▸ Supplied material

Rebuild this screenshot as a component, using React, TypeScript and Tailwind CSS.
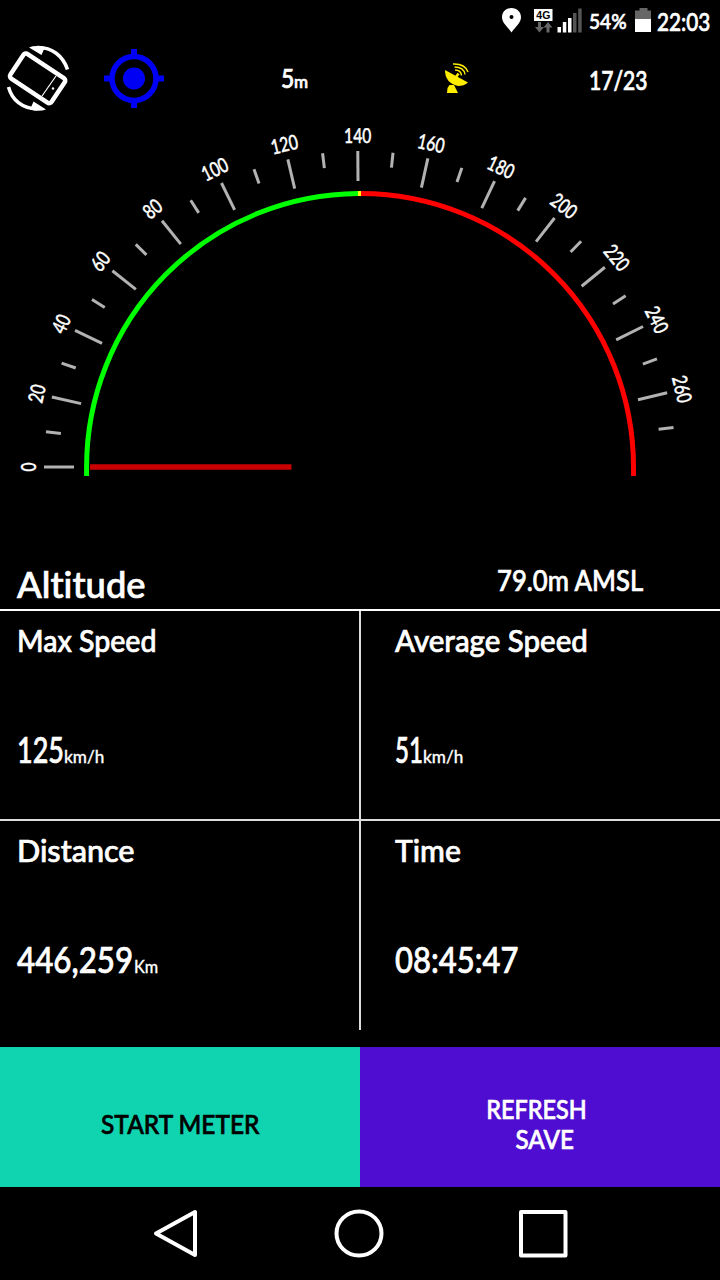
import type { ReactNode } from "react";

const CX = 360;
const CY = 467;
const STEP = 6.4;

// distance from the centre of the dial, angle measured from the left end
function polar(radius: number, deg: number) {
    const a = (deg * Math.PI) / 180;
    return { x: CX - radius * Math.cos(a), y: CY - radius * Math.sin(a) };
}

const ticks = Array.from({ length: 28 }, (_, i) => ({
    value: i * 10,
    deg: i * STEP,
    major: i % 2 === 0,
}));

function StatusBar() {
    return (
        <div className="flex h-10 pl-[501px]">
            <svg width="21" height="40" viewBox="0 0 21 40">
                <path d="M10.5 8C5 8 1 12 1 17.2C1 23 7 27 10.5 32.5C14 27 20 23 20 17.2C20 12 16 8 10.5 8Z" fill="#fff" />
                <circle cx="10.5" cy="17" r="2" fill="#000" />
            </svg>
            <svg className="ml-3" width="19" height="40" viewBox="0 0 19 40">
                <rect x="0" y="9" width="18.5" height="12" fill="#fff" />
                <text x="9.3" y="19" textAnchor="middle" textLength="14" lengthAdjust="spacingAndGlyphs" fontSize="11" fontWeight="700" fontFamily="Liberation Sans, sans-serif" fill="#000" className="[-webkit-text-stroke:0]">4G</text>
                <path d="M4 22h3v5h3l-4.500 5.500L1 27h3zM12.500 32.500v-5h-3l4.500-5.500l4.500 5.500h-3v5z" fill="#666" />
            </svg>
            <svg className="ml-1" width="26" height="40" viewBox="0 0 26 40">
                <path d="M0.500 27h3.500v5.500h-3.500zM5.800 22h3.500v10.500h-3.500zM11 18h3.500v14.500h-3.500z" fill="#fff" />
                <path d="M16 13h3.500v19.500h-3.500zM21.200 8.500h3.500v24h-3.500z" fill="#555" />
            </svg>
            <div className="ml-[6px] w-[40px] whitespace-nowrap">
                <span className="inline-block origin-left scale-x-[0.87] text-[22px] leading-[41px]">54%</span>
            </div>
            <svg className="ml-[6px]" width="17" height="40" viewBox="0 0 17 40">
                <path d="M4.500 8h8v2.500h3.500v8.500H0V10.500h4.500z" fill="#666" />
                <rect x="0" y="19" width="16" height="13" fill="#fff" />
            </svg>
            <div className="ml-[5px] w-[54px] whitespace-nowrap">
                <span className="inline-block origin-left scale-x-[0.83] text-[25px] leading-[42px]">22:03</span>
            </div>
        </div>
    );
}

function GpsRow() {
    return (
        <div className="flex h-[78px]">
            <svg width="76" height="78" viewBox="0 40 76 78" fill="none" stroke="#fff">
                <rect x="-24.500" y="-14.500" width="49.500" height="29.500" rx="3" strokeWidth="4.500" transform="translate(37.500 78) rotate(33.700)" />
                <path d="M56 76L42 96" strokeWidth="1.200" />
                <circle cx="53" cy="88.500" r="1.200" fill="#fff" stroke="none" />
                <path d="M37 47.500C52 47 63 56 67.500 69.500" strokeWidth="3.500" />
                <path d="M29 47.500Q35 45 45 47L41.500 55Z" fill="#fff" stroke="none" />
                <path d="M8.500 87C12 100 22 108.500 37 109" strokeWidth="3.500" />
                <path d="M33.500 101.500L46 109.500Q39 112 30 109.500Z" fill="#fff" stroke="none" />
            </svg>
            <svg className="ml-7" width="60" height="78" viewBox="104 40 60 78" stroke="#0000f5" fill="none">
                <circle cx="134" cy="78.500" r="22" strokeWidth="5.500" />
                <circle cx="134" cy="78.500" r="11" fill="#0000f5" stroke="none" />
                <path d="M134 49v8M134 100v8M104 78.500h8M156 78.500h8" strokeWidth="6" />
            </svg>
            <div className="ml-[117px] flex w-[35px] items-baseline whitespace-nowrap pt-[18px] leading-10">
                <span className="inline-block w-[13px] origin-left scale-x-[0.85] text-[27px]">5</span>
                <span className="text-[17px]">m</span>
            </div>
            <svg className="ml-[128px]" width="28" height="78" viewBox="444 40 28 78" fill="none" stroke="#fe0">
                <path d="M445 70L468 82.500Q464 86 458 86Q445 83 445 70Z" fill="#fe0" stroke="none" />
                <path d="M449.500 85H454L458 93H447L447.500 88Z" fill="#fe0" stroke="none" />
                <path d="M456 77L458.500 73.500" strokeWidth="2.500" />
                <path d="M455 70Q461 70 461.500 75.500M454.500 67Q464 67 465 74.500M453 64Q465 63.500 468 72" strokeWidth="1.400" />
            </svg>
            <div className="ml-[117px] whitespace-nowrap pt-5">
                <span className="inline-block origin-left scale-x-[0.78] text-[27px] leading-10">17/23</span>
            </div>
        </div>
    );
}

function Gauge() {
    return (
        <svg width="720" height="432" viewBox="0 118 720 432" fill="none">
            {ticks.map((t) => {
                const a = polar(t.major ? 286 : 301, t.deg);
                const b = polar(316, t.deg);
                return <line key={t.value} x1={a.x} y1={a.y} x2={b.x} y2={b.y} stroke="#b2b2b2" strokeWidth="3" />;
            })}
            {ticks.filter((t) => t.major).map((t) => {
                const p = polar(324, t.deg);
                const text = String(t.value);
                return (
                    <text
                        key={t.value}
                        transform={`translate(${p.x} ${p.y}) rotate(${t.deg - 90})`}
                        textAnchor="middle"
                        textLength={text.length * 9.1}
                        lengthAdjust="spacingAndGlyphs"
                        fontSize="20.500"
                        fill="#fff"
                        stroke="#fff"
                        strokeWidth="0.400"
                    >
                        {text}
                    </text>
                );
            })}
            <path d="M86.600 476V467A273.500 273.500 0 0 1 358 193.500" stroke="#0f0" strokeWidth="5" />
            <path d="M361 193.500A273.500 273.500 0 0 1 633.500 467V476" stroke="#f00" strokeWidth="5" />
            <path d="M358 193.500h3" stroke="#ff0" strokeWidth="5" />
            <path d="M90 467H291.500" stroke="#c80000" strokeWidth="5.400" />
        </svg>
    );
}

function Cell({ title, className, children }: { title: ReactNode; className: string; children: ReactNode }) {
    return (
        <div className={className}>
            <div className="whitespace-nowrap text-[31px] leading-10">{title}</div>
            <div className="mt-[65px] flex items-baseline whitespace-nowrap text-[36px] leading-[48px]">{children}</div>
        </div>
    );
}

export default function App() {
    return (
        <div className="h-[1280px] w-[720px] overflow-hidden bg-black font-['Lato','Noto_Sans',sans-serif] font-medium text-white [-webkit-text-stroke:0.7px] [font-variant-ligatures:none]">
            <StatusBar />
            <GpsRow />
            <Gauge />

            <div className="flex h-[61px] justify-between border-b-2 border-white pl-[17px] pr-[76px]">
                <span className="origin-left scale-x-[1.01] pt-[10px] text-[36px] leading-[48px]">Altitude</span>
                <span className="w-[147px] whitespace-nowrap pt-[10px]">
                    <span className="inline-block origin-left scale-x-[0.885] text-[29px] leading-[39px]">79.0m AMSL</span>
                </span>
            </div>

            <div className="grid h-[419px] grid-cols-[359px_361px] grid-rows-[210px_209px]">
                <Cell
                    className="border-b-2 border-[#ddd] pl-[17px] pt-[9px]"
                    title={<span className="inline-block origin-left scale-x-[0.92]">Max Speed</span>}
                >
                    <span className="w-[47px] origin-left scale-x-[0.75]">125</span>
                    <span className="origin-left scale-x-[0.95] text-[18px] [-webkit-text-stroke:0.3px]">km/h</span>
                </Cell>
                <Cell
                    className="border-b-2 border-l-2 border-[#ddd] pl-[34px] pt-[9px]"
                    title={<span className="inline-block origin-left scale-x-[0.95]">Average Speed</span>}
                >
                    <span className="w-[28px] origin-left scale-x-[0.67]">51</span>
                    <span className="origin-left scale-x-[0.95] text-[18px] [-webkit-text-stroke:0.3px]">km/h</span>
                </Cell>
                <Cell
                    className="pl-[17px] pt-[9px]"
                    title={<span className="inline-block origin-left scale-x-[0.985]">Distance</span>}
                >
                    <span className="w-[117px] origin-left scale-x-[0.87]">446,259</span>
                    <span className="origin-left scale-x-[0.9] text-[18px] [-webkit-text-stroke:0.3px]">Km</span>
                </Cell>
                <Cell
                    className="border-l-2 border-[#ddd] pl-[34px] pt-[9px]"
                    title={<span className="inline-block origin-left scale-x-[0.97]">Time</span>}
                >
                    <span className="origin-left scale-x-[0.86]">08:45:47</span>
                </Cell>
            </div>

            <div className="mt-[17px] grid h-[140px] grid-cols-2 text-[26px] leading-[30px]">
                <button className="bg-[#10d4b0] pt-[14px] text-black">
                    <span className="inline-block scale-x-[0.94]">START METER</span>
                </button>
                <button className="bg-[#4e0dd0] pt-[14px] text-white">
                    <span className="block scale-x-[0.9] pr-2">REFRESH</span>
                    <span className="block scale-x-[0.93] pl-[10px]">SAVE</span>
                </button>
            </div>

            <svg width="720" height="93" viewBox="0 1187 720 93" fill="none" stroke="#fff" strokeWidth="4" strokeLinejoin="round">
                <path d="M195 1212V1255L156 1233.500Z" />
                <ellipse cx="359" cy="1233.500" rx="22.500" ry="22" />
                <rect x="521" y="1212" width="44.500" height="43.500" />
            </svg>
        </div>
    );
}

▸ What to do
From the first line of the material down to the line containing "const STEP = 6.4;", inclusive, return each line exactly, skipping any picture.

▸ Written answer
Rebuild this screenshot as a component, using React, TypeScript and Tailwind CSS.
import type { ReactNode } from "react";

const CX = 360;
const CY = 467;
const STEP = 6.4;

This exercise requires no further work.